Surreal ordeal for granny

2014-04-22 00:00

A GRANDMOTHER vanished from civili­sation for 17 hours yesterday while in the heart of upmarket La Lucia — and just six metres from passersby.

And she chased away the first people who found her — because they were breaking into the car she was trapped in.

Phyllis Hollis (68) spent a bizarre Easter Monday trapped in her upturned car, which had crashed — unnoticed — into dense brambles on a sharp hairpin on-ramp to the M4 highway, after she’d visited friends in Umhlanga.

Her rescuers told The Witness that — although physically uninjured — Hollis was too “disoriented” to draw attention with her hooter or headlights, and could not reach her cellphone beneath the passenger seat.

What followed was a surreal all-night search, in which a volunteer search party was unable to see her car from less than 10 metres away, and which saw Hollis, in her confusion, pointing rescuers to a crash site in faraway Hillcrest when she finally reached her phone.

The drama began on Sunday afternoon when Hollis’s domestic worker told a neighbour in Hillcrest that her employer was hours overdue. The neighbour contacted the community network SA CAN, which has the technology and licence rights to track down cellphones. However, due to legal restrictions, SA CAN had to track down Hollis’s son, Justin, in Cape Town, to obtain written consent — as her phone was registered in his name.

Andreas Mathios, video manager for SA CAN, said he and the organisation’s duty manager were then able to triangulate Hollis’s approximate position in La Lucia within a minute, and travelled to the spot — “but we could find nothing there after hours of searching”.

“With hindsight, we were standing just 10 metres from where she was, and she was in a white car — you cannot believe how dense those brambles are,” said Mathios. “We called it off and decided to return at first light.”

However, a few hours later, at least two men did find the car and smashed the rear window, in an apparent effort to steal from it. Hollis would tell paramedics that — while lying on the driver’s side door — she had pretended to have a gun and warned the thieves she would shoot them. They reportedly fled — without alerting anyone to Hollis’s plight.

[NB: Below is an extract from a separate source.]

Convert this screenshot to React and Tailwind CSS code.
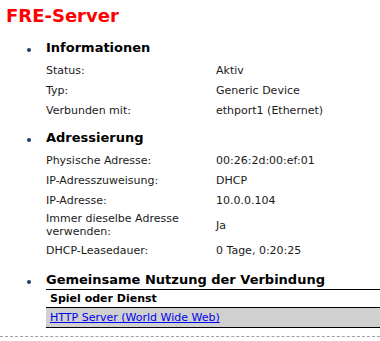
import React from 'react';

const sections = [
  {
    title: 'Informationen',
    rows: [
      ['Status:', 'Aktiv'],
      ['Typ:', 'Generic Device'],
      ['Verbunden mit:', 'ethport1 (Ethernet)'],
    ],
  },
  {
    title: 'Adressierung',
    rows: [
      ['Physische Adresse:', '00:26:2d:00:ef:01'],
      ['IP-Adresszuweisung:', 'DHCP'],
      ['IP-Adresse:', '10.0.0.104'],
      ['Immer dieselbe Adresse verwenden:', 'Ja', true],
      ['DHCP-Leasedauer:', '0 Tage, 0:20:25'],
    ],
  },
];

function Bullet() {
  return <span className="mt-[8px] ml-[27px] mr-[15px] block h-[4px] w-[4px] shrink-0 rounded-full bg-[#1f3b6b]" />;
}

function Section({ title, rows }) {
  return (
    <li className="flex">
      <Bullet />
      <div className="flex-1">
        <h2 className="text-[13px] font-bold leading-[16px] text-black">{title}</h2>
        <div className="mt-[4px] grid grid-cols-[170px_1fr] items-center">
          {rows.map(([label, value, wrap]) => (
            <React.Fragment key={label}>
              <div className={wrap ? 'py-[2px] pr-2 leading-[13px]' : 'py-[3.5px] pr-2 leading-[13px]'}>{label}</div>
              <div className="py-[3.5px] leading-[13px]">{value}</div>
            </React.Fragment>
          ))}
        </div>
      </div>
    </li>
  );
}

export default function App() {
  return (
    <div className="h-[341px] w-[380px] overflow-hidden bg-white font-['DejaVu_Sans',Verdana,sans-serif] text-[11px] text-[#1a1a1a]">
      <h1 className="pl-[6px] pt-[5px] text-[18px] font-bold leading-[22px] text-[#ff0000]">FRE-Server</h1>

      <ul className="mt-[13px] flex flex-col gap-[10px]">
        {sections.map((s) => (
          <Section key={s.title} {...s} />
        ))}

        {/* Shared connection */}
        <li className="mt-[2px] flex">
          <Bullet />
          <div className="flex-1">
            <h2 className="border-b border-black pb-[1px] text-[13px] font-bold leading-[16px] text-black">
              Gemeinsame Nutzung der Verbindung
            </h2>
            <div className="border-b border-black px-[4px] py-[2px] text-[11px] font-bold leading-[13px] text-black">
              Spiel oder Dienst
            </div>
            <div className="border-b border-black bg-[#d0d0d0] px-[4px] py-[3px] leading-[13px]">
              <a href="#" className="text-[#0000ee] underline">HTTP Server (World Wide Web)</a>
            </div>
          </div>
        </li>
      </ul>

      <div className="mt-[8px] border-t border-dashed border-[#a0a0a0]" />
    </div>
  );
}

Justin Hollis told The Witness, “At approximately 4.45 am, I received a call from my mom — understandably, she was sounding very anxious.

“She described that she was in a thick bush, her car was on its side and that she was unable to get out. Unfortunately she wasn’t certain how or where the accident occurred.”

Mathios said Hollis — “still highly disoriented” — suggested to them that she was stuck in bushes near her home in Hillcrest. “We asked if she could hear traffic — she said yes. We asked how long she had been driving — she said for hours and hours, which we felt was not right.”

Mathios returned to the M4 on-ramp, pressed his hooter and asked Hollis if she could hear it — “and she said she could hear it over the phone, but actually we were so close she was actually hearing the hooter”. He said Metro police and a dog handler joined the search of the tiny, inaccessible area, and Hollis was finally extricated at 8 am.

“What makes this case remarkable is that track-and-trace technology really saved someone’s life — she could have been there for days, with people walking past metres away, and she might never have been found,” he said.

Justin said he had tried to get the cellphone service provider to grant tracing access directly without success — “Thankfully SA CAN was able to get through the red tape promptly”.

He said he was “amazed” at the community rescue effort, since “we are not members of SA CAN”.

Suffering hypothermia and dehydration, Hollis was taken to Entabeni Hospital, and Justin noted, “Fortunately a good end to the Easter weekend.”